The first four specific goals were designed to produce an extended formal method. They required investigation, in the probabilistic setting, of techniques for: specification; refinement; development; and derived development rules.

The probabilistic guarded-command language has been provided with a relational semantics [8] and a predicate-transformer-like semantics [22]. In the relational model each (generally nondeterminisitc) program is denoted by a function mapping each initial state to a set of distributions over final states. To reflect possible nontermination, distributions sum to at most 1; the deficiency from 1 determines their probability of divergence. Program refinement is modelled by inclusion of distribution sets, and the expected standard and probabilistic laws are shown to hold. (A second model, obtained by using the Jones and Plotkin probabilistic lifting [13] and satisfying more specialised laws, is also given in [8] for comparison.)

In the predicate-transformer-like model [22, 37] predicates are replaced by expectations: real-valued random variables on state space, interpreted as expected payoffs. Thus post expectations define expected payoffs on termination and pre expectations define expected payoffs from the corresponding initial states. Each program (again, in general nondeterministic) is denoted by a function from post expectations to pre expectations. The `weakest precondition' approach for embracing demonic nondeterminism in the standard case becomes a definition in which expected yields over final states are mapped to `most-pessimistic' expected payoffs over initial states. Program refinement is modelled by pointwise domination of the corresponding expectation transformers. The resulting model extends to nondeterministic programs that of Kozen [14] and satisfies the expected laws, suitably generalised. It is extended to infinite state spaces and to specification constructs (for example angelic nondeterminism) in [23].

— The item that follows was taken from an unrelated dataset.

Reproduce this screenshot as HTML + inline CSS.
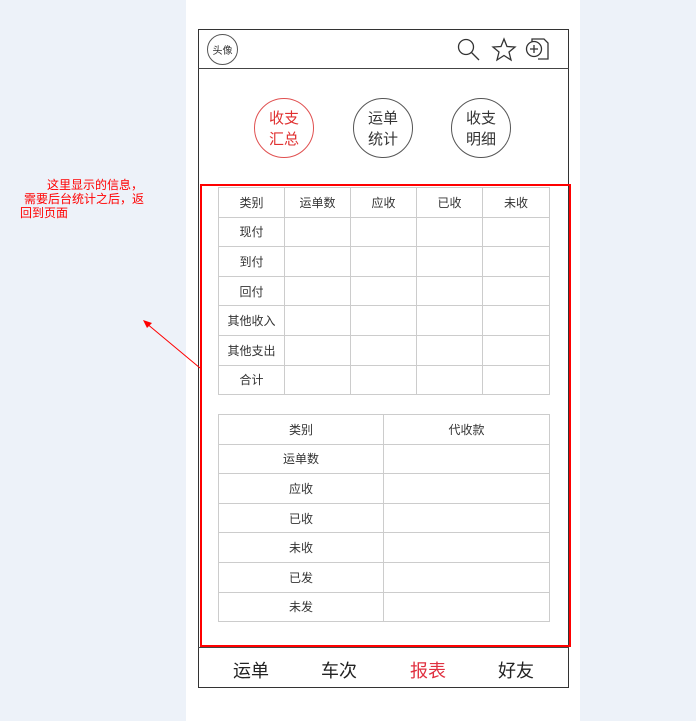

Dijkstra's healthiness conditions (strictness, monotonicity, conjunctivity and continuity) [5], which in the standard case characterise predicate transformers corresponding to relational programs, is extended in [22] to characterise those expectation transformers corresponding to programs in the relational model of the probabilistic guarded command language. A single simple condition, sublinearity, replaces Dijkstra's conditions.

Even though those semantic forms are, as usual, suitable for specifying constructs more abstract than code they do not, as they stand, provide a sufficiently abstract vehicle for specifying probability in the presence of nondeterminism. Experiments have been conducted into the combination of the state-based specification notation Z with probability [39, 15, 38]; but it is too early to decide upon a satisfactory approach.

The models mentioned above form complete partial orders in which the standard model is embedded. The notion of refinement between programs is thus central to the theory; it is the touchstone for valid program development. In [37] the development laws are shown to work -- with little more complication than in the standard case -- on the well-known Monty Hall problem (variants of which are considered in [19]). That problem, whilst exhibiting nondeterminism and probability, contains no iteration. Laws for the partial and total correctness of probabilistic loops are considered in [24]. The 0/1 law (for the probability with which a loop terminates, using a probabilistic variant) of Hart, Sharir and Pnueli [7] is incorporated in the expectation-transformer model and slightly extended. In the presence of nondeterminism the elegant result mentioned earlier holds: a (probabilistic and nondeterministic) loop terminates if on each iteration its body offers a nonzero probability of decreasing some variant. Partial correctness of a probabilistic loop requires that a probabilistic temporal formula be established. Techniques for that are provided by probabilistic temporal logic; and so such a logic has been given an expectation-transformer model [28, 30] and applied in [17, 29]. It generalises to probabilities Ben-Ari's eight axioms for standard branching-time temporal logic [2], using an expectation-transformer model of the modal mu-calculus. It strengthens previous logics by being able to express explicit probabilites (not merely establishing results with probability 1).

The refinement laws referred to so far aid operation refinement (in which the state space of the program remains unchanged). The alternative case, of data refinement, is considerably more subtle and has been studied via a well-known safety-critical case study: the steam boiler [18]. There the simulations of standard data refinement, which relate abstract and concrete states and are used to justify a change of state space, are replaced by transformers embodying conditional probabilities. In the standard case a single predicate-transformer simulation rule is sufficient to establish all valid data refinements [6]. A probabilistic version of that single rule is no longer sufficient in the probabilistic case; a completeness result is an important topic for future work.

In terms of the four goals of this part of the project, a comprehensive formal method has been produced.